I may have misread Cochrane, but it looked like a there's supposed to be the same primary budget surplus/deficit but more (a lot more) borrowing. I took that to imply a lot of government spending. And that would lead to inflation and higher rates.

Otherwise he's just confusing discounting rate with inflation.

I also think the single rate (both declared and bond rate) is too simplified.

Nick, I mentioned in a previous post about queuing theory, packets and internet routers, which may give you the math you're looking for. One interesting comparison is the Alpha/Beta bank, as you allude to in your post ...
Alpha Bank = "core" ISPs (e.g. AT&T): core routers, core packet buffer sizes
Beta Bank = "metro" ISPs (your local ISP): "metro" routers, "metro" packet buffer sizes, packets

Alpha bank "money" = fixed core packet buffer sizes
Alpha bank "credit" = flexible core packet buffer sizes
Beta bank "money" = packets
Beta bank "credit" = flexible metro packet buffer sizes or packets
goods/services: "content" (loaded into packets)

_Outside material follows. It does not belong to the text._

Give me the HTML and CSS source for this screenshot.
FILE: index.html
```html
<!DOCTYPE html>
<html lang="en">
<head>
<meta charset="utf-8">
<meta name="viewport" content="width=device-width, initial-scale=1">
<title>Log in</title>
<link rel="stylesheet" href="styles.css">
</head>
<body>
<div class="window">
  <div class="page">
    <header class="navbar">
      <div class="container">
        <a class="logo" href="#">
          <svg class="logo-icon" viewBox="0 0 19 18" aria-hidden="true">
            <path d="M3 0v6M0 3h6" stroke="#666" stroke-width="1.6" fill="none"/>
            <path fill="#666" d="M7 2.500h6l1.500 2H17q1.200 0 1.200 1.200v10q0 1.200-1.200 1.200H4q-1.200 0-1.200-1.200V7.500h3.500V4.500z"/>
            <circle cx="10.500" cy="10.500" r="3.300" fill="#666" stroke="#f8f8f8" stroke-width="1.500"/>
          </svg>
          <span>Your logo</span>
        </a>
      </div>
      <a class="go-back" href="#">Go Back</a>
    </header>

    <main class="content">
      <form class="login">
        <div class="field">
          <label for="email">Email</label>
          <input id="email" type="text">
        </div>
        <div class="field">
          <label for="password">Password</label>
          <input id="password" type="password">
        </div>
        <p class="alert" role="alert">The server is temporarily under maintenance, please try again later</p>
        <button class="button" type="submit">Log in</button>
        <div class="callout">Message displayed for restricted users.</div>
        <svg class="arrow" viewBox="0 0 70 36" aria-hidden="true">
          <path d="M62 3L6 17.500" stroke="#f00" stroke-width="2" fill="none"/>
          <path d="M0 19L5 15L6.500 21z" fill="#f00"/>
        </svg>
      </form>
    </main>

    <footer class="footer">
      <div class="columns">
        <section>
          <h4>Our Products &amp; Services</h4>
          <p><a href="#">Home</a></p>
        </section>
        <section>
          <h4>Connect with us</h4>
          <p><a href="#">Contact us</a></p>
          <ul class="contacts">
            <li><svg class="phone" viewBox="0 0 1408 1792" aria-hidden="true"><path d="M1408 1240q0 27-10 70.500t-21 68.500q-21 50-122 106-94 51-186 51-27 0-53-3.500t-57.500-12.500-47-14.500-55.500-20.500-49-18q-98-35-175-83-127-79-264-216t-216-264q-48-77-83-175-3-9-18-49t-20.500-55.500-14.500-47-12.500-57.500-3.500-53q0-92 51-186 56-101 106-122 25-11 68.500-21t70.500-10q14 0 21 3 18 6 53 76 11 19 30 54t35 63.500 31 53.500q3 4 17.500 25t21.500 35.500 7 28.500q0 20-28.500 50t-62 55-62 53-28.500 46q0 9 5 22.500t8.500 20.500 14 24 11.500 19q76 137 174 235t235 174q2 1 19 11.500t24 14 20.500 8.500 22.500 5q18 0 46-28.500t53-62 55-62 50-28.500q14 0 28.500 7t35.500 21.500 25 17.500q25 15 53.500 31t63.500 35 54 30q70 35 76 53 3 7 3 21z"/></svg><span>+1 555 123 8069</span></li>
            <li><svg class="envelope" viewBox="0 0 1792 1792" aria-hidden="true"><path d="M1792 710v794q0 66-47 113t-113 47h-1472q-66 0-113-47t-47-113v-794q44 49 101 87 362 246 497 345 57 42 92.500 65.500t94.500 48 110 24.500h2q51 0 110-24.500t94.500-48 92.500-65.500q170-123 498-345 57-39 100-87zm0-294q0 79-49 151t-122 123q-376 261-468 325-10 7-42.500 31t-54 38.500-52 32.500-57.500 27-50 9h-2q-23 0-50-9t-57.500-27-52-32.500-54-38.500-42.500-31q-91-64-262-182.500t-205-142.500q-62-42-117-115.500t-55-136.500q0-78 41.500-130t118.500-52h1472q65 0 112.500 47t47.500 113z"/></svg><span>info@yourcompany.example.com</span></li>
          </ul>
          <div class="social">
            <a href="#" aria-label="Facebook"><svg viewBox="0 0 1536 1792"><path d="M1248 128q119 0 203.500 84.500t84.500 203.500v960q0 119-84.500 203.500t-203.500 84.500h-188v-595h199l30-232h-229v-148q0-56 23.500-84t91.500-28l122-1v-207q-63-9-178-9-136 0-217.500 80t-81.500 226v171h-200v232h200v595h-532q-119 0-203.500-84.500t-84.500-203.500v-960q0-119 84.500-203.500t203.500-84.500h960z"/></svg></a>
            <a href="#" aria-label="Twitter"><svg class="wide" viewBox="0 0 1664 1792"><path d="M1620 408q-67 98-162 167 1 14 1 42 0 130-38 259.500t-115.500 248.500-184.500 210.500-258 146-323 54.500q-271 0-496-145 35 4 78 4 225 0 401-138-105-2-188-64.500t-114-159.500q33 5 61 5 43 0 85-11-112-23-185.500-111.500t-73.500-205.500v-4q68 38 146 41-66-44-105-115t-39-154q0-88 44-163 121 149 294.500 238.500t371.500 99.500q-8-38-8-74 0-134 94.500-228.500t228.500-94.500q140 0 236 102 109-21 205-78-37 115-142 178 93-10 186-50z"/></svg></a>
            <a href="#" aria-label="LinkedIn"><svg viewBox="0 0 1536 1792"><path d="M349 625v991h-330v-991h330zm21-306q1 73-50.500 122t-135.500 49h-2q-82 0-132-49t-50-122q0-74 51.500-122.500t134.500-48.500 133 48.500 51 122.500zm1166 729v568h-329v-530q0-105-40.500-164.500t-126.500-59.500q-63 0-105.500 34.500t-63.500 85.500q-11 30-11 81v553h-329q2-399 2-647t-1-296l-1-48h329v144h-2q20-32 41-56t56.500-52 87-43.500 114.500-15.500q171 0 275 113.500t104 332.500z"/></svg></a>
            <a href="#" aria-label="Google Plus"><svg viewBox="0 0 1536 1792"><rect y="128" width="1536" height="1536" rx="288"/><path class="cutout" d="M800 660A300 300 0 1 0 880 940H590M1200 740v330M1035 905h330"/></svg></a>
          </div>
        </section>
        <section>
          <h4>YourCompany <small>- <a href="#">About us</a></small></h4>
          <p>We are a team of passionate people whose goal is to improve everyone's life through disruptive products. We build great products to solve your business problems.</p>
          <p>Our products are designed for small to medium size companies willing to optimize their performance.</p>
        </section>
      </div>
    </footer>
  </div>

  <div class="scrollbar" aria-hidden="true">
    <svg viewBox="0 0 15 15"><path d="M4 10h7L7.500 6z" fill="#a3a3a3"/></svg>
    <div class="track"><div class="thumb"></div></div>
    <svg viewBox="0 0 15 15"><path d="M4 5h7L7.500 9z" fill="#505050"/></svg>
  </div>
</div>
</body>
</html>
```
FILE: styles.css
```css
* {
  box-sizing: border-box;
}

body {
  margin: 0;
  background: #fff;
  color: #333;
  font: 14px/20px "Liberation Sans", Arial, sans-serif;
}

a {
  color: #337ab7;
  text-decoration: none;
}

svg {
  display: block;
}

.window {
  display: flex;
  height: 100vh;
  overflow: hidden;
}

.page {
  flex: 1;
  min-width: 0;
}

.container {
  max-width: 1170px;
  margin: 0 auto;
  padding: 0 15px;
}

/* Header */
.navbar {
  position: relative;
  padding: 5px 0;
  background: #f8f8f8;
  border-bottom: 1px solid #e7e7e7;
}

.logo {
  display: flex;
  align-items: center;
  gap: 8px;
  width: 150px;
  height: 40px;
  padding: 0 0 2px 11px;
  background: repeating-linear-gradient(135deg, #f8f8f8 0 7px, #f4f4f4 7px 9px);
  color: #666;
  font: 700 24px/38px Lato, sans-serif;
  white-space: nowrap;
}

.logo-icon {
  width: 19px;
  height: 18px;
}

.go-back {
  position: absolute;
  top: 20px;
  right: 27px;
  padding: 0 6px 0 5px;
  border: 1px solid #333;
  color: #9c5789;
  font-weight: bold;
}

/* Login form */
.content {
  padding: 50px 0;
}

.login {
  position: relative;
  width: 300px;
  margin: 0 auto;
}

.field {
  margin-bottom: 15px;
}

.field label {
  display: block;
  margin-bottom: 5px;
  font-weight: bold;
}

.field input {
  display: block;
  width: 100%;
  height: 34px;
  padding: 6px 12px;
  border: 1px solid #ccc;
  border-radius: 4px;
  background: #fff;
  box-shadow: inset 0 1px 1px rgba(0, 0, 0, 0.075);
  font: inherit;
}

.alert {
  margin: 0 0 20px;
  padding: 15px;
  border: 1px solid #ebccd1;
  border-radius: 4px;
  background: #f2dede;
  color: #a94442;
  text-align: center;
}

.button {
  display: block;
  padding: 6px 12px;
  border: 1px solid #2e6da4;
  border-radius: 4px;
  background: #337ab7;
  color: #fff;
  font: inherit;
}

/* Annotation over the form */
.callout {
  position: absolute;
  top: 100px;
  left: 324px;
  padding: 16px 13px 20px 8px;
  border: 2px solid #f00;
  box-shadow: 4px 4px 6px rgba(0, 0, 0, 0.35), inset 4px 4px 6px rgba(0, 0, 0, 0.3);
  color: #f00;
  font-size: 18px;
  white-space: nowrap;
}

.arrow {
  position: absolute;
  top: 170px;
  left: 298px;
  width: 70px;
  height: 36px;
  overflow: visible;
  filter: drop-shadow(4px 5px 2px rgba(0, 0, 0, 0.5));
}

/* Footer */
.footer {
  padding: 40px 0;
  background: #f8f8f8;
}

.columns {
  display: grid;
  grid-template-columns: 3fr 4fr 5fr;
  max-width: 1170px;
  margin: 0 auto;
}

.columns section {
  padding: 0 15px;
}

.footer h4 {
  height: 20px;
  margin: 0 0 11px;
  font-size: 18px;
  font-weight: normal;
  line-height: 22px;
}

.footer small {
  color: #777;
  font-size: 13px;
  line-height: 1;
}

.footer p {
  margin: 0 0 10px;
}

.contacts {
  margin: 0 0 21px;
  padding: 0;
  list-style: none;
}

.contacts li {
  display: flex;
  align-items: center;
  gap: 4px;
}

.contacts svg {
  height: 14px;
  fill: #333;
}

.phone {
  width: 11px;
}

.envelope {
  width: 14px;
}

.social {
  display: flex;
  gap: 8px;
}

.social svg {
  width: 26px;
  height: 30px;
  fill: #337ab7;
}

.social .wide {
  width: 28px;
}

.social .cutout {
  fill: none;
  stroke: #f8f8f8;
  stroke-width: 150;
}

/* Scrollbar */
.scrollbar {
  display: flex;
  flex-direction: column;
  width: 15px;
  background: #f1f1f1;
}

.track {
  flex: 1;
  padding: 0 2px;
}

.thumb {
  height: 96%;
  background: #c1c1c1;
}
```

So who is the Alpha bank or the Beta bank?
In some ways the Alpha bank seems to be in charge because at first glance all local ISPs "have to" communicate to each other through the core ISP. The core ISP tries to control the volume of YouTube videos by using a packet policy. Metro ISPs can trade/borrow packet buffer space from each other in the core network or from the core under the paternal control of Mother Bell.
But, the Beta banks are also very powerful. As Comcast gets bigger, their packets are produced and consumed only on their own network, minimizing the Core ISP's role. Comcast also strikes their own interconnection agreements with other metro ISPs to "trade" (i.e. settle/net) packets, perhaps by putting up collateral. Packet intermediaries may also enable "trading" of packets by using their balance sheet to guarantee future packet delivery (another form of packet settlement). These actions dampen the "packet multiplier effect" of the core.
But, although Comcast can reduce its average reliance on the core, it still has a marginal exposure. When the core tightens packet policy, Comcast immediately passes on the cost to users, because occassionally Comcast still needs the marginal bandwidth at the core.
Core ISPs do not multiply the packets, but they are very good at showing who's in charge occasionally. And metro ISP's customers care about the margins. That "lost" packet may be a Youtube video of dancing cats, or it may be 911 call.

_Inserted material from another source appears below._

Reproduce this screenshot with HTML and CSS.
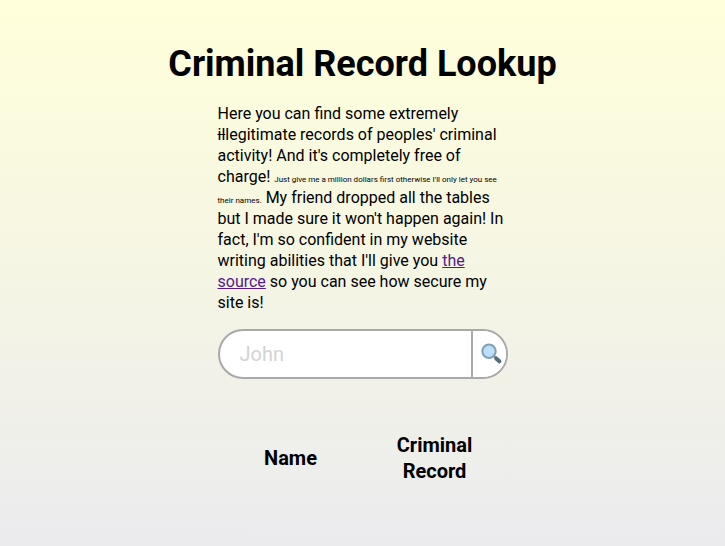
FILE: index.html
```html
<!DOCTYPE html>
<html lang="en">
<head>
<meta charset="utf-8">
<title>Criminal Record Lookup</title>
<link rel="stylesheet" href="styles.css">
</head>
<body>
<main>
<h1>Criminal Record Lookup</h1>
<p class="intro">Here you can find some extremely <s>il</s>legitimate records of peoples' criminal activity! And it's completely free of charge! <span class="fine">Just give me a million dollars first otherwise I'll only let you see their names.</span> My friend dropped all the tables but I made sure it won't happen again! In fact, I'm so confident in my website writing abilities that I'll give you <a class="source" href="#">the source</a> so you can see how secure my site is!</p>
<form class="search">
<input class="query" type="text" placeholder="John">
<button class="go" type="button" aria-label="Search">
<svg width="22" height="22" viewBox="0 0 22 22">
<path d="M12.5 12.5l2.5 2.5" stroke="#78909c" stroke-width="2"/>
<path d="M15.2 15.4l3.2 2.9" stroke="#546e7a" stroke-width="4" stroke-linecap="round"/>
<circle cx="8" cy="8.3" r="6.7" fill="#bbdefb" stroke="#819fb2" stroke-width="2"/>
</svg>
</button>
</form>
<table class="results"><tr><th>Name</th><th>Criminal Record</th></tr></table>
</main>
</body>
</html>
```

FILE: styles.css
```css
html { height: 100%; }
body {
  margin: 0;
  min-height: 100%;
  font-family: Roboto, sans-serif;
  background: linear-gradient(#ffffdb, #ebebee) no-repeat;
  color: #000;
}
main { display: flex; flex-direction: column; align-items: center; padding-top: 43px; }
h1 { margin: 0; font-size: 36px; line-height: 42px; font-weight: 700; }
.intro { width: 290px; margin: 18px 0 16px; font-size: 16px; line-height: 21px; }
.fine { font-size: 8px; line-height: 1; }
.source { color: #551a8b; }
.search {
  display: flex;
  box-sizing: border-box;
  width: 290px;
  height: 50px;
  border: 2px solid #a9a9a9;
  border-radius: 25px;
  background: #fff;
  overflow: hidden;
}
.query { flex: 1; min-width: 0; border: 0; padding: 0 20px; font: 20px Roboto, sans-serif; outline: 0; background: none; }
.query::placeholder { color: #d3d3d3; }
.go { box-sizing: border-box; width: 35px; border: 0; border-left: 2px solid #a9a9a9; background: #fff; padding: 0 0 0 8px; display: flex; align-items: center; }
.go svg { flex: none; }
.results { width: 288px; margin-top: 53px; border-collapse: collapse; table-layout: fixed; }
.results th { padding: 0 20px; font-size: 20px; line-height: 26px; }
```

In this Wicksellian roundabout, you'd have cycles of varying sizes, many of which would be huge. Additionally, many of the paths would be indistinguishable. It would look locally like this:

But only globally like this:

That is to say you could look at the velocity flow through the entire roundabout as a random flow of money and focus on an infinitesimal bit of the roundabout. This would lead to a Navier-Stokes like equation with net convection related to V:

I like jt26's commment above about packet routing. This information theory model of money is based on Shannon's theory of communication; it may be the the zeroth order analysis of the jt26's packet theory of money:


It effectively leads to a model of V:



Perhaps this is a way to model it. Let's say that Arnold buys haircuts from Bernard and that Bernard buys haircuts from Christine, and Christine buys haircuts from Arnold. All haircuts are paid for by cash after which the cash is deposited in the bank.

Arnold, Bernard, and Christine are all three trying to keep enough cash on hand to pay for the haircuts. All three have an ideal length of hair and deviations from this length are costly: they don't want their hair to be too long and they don't want their hair to be too short.

At the start of each period, Arnold, Bernard and Christine withdraw some money to pay for today's haircut and perhaps to pay for tomorrow's haircut. There is however a limit to how much can be withdrawn and this limit depends on how much Arnold, Bernard, and Christine leave on their bank account.

The ATM however can malfunction with a certain probability and this probability is drawn from a Beta-Binomial distribution but where alpha and beta are unknown, but for which Arnold, Bernard, and Christine have common priors.

Arnold, Bernard, and Christine try to keep enough cash on hand to smooth their consumption of haircuts and to minimize the cost over the benefit received of all haircuts. How much cash they will keep on hand depends on the probability of the ATM malfunctioning.

For some values of p Arnold, Bernard, and Christine will try to keep more cash on hand than is in the bank and thus cannot withdraw enough. In that circumstance Arnold, Bernard, and Christine will have to change how much they cut their hair this period so they will have enough money to cut their hair the next period.

Now if the ATM malfunctions for Arnold, then there will be a ripple effect on all three of them as the next period Arnold will want to withdraw more and thus leave less to withdraw for Bernard and Christine.

If the ATM malfunctions enough for one of them, then the other two will want to hold a larger buffer as well and this is your ripple effect I think.

In short I think you can model this as a Bayesian game. Two periods are probably enough, and I think it is even enough if just one actor faces a malfunctioning ATM. The ripple effect you can capture by making how much cash everyone can keep on hand depend on the not withdrawn total (perhaps with rationing if the demand exceeds what can be withdrawn) and consumption smoothing will do the remainder of the work.

I hope this makes some sense and captures what you are trying to model? I mean you just want to show that this ripple effect exists right?

This discussion would not be complete without a mention of Ripple, which attempts to take this 'buffer' and make it usable at a higher order level. The 'cash kept on hand' becomes usable *as money* by other aspects of the economy. While it's possible there are higher order 'buffers' (due to savings/investment patterns and risk preference)...Ripple can actually be used to use these macro patterns as a pathway for the economy to absorb shocks as well.